環境条約シリーズ 312北極海油濁事故対策協力協定

2018年03月30日グローバルネット2018年3月号

前・上智大学教授 磯崎 博司

北極海の夏期の氷結域は地球温暖化に伴って縮小してきており、航行ルートの開発や海底鉱物資源の開発が進められている。それに対して、人間活動に伴う海洋汚染に懸念が示されるとともに、北極海は陸地に囲まれているため、汚染物質が滞留して深刻な被害が起きやすいことも指摘されている。
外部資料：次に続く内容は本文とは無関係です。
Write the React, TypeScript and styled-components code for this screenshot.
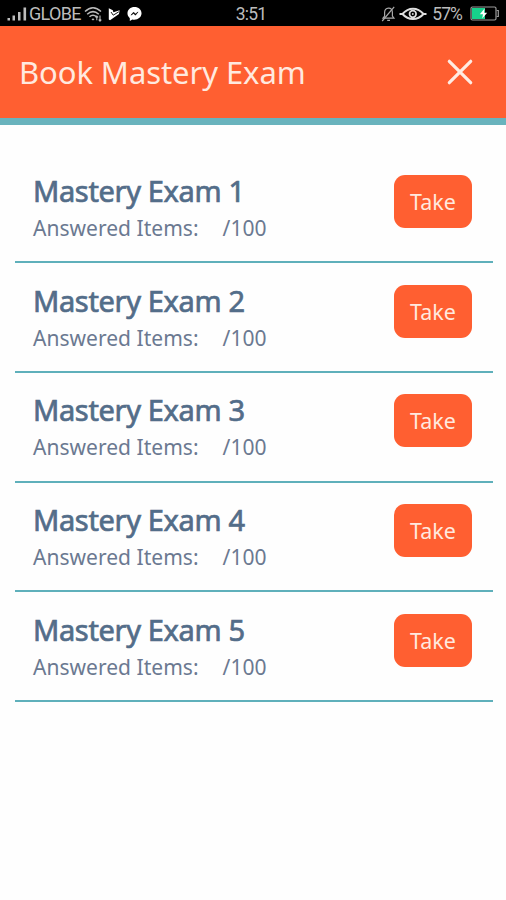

その懸念のうち、北極海の航行に関しては、国際規則が整備されてきている(本誌2015年12月)。他方、油濁事故については、油濁事故対策協力条約(本誌1993年4月)が定められており、その下では、二国間または地域間の協力体制が奨励されている。それに応えて、北極海に面している8ヵ国、すなわち、カナダ、デンマーク、フィンランド、アイスランド、ノルウェー、ロシア、スウェーデン、アメリカから成る北極評議会において、2013年に北極海油濁事故対策協力協定が作成・署名された。

この協定は、締約国の主権、主権的権利もしくは管轄権が及ぶ海域(内水、領海、排他的経済水域および大陸棚を含む)のうち、北極海に位置する海域を対象範囲としており、そこにおいて生じたかまたはそこに脅威をもたらすような油濁事故に対して適用される。なお、上記の北極海に位置する海域を明示するために、締約国ごとに地理的南限が定められている。

その下で、油濁事故の特定のための監視活動、共同訓練のための協力、効果的な実施に関する情報交換、資材・物品・人員の速やかな国際移動のための国内措置の策定、油濁事故の際の相互援助、取られた活動に対する共同評価などが締約国に対して義務付けられている。援助に要した費用については、個別に合意される場合を除いて、要請により援助が行われた場合は要請国が支払い、要請なしに援助が行われた場合は援助国が支払うものとされている。

この協定の効果的な実施を支援するため、附属書には、非拘束的な運用指針、また、国ごとの権限ある当局・連絡先に関する情報などが記されている。この協定は、8ヵ国すべての批准の後30日で発効する。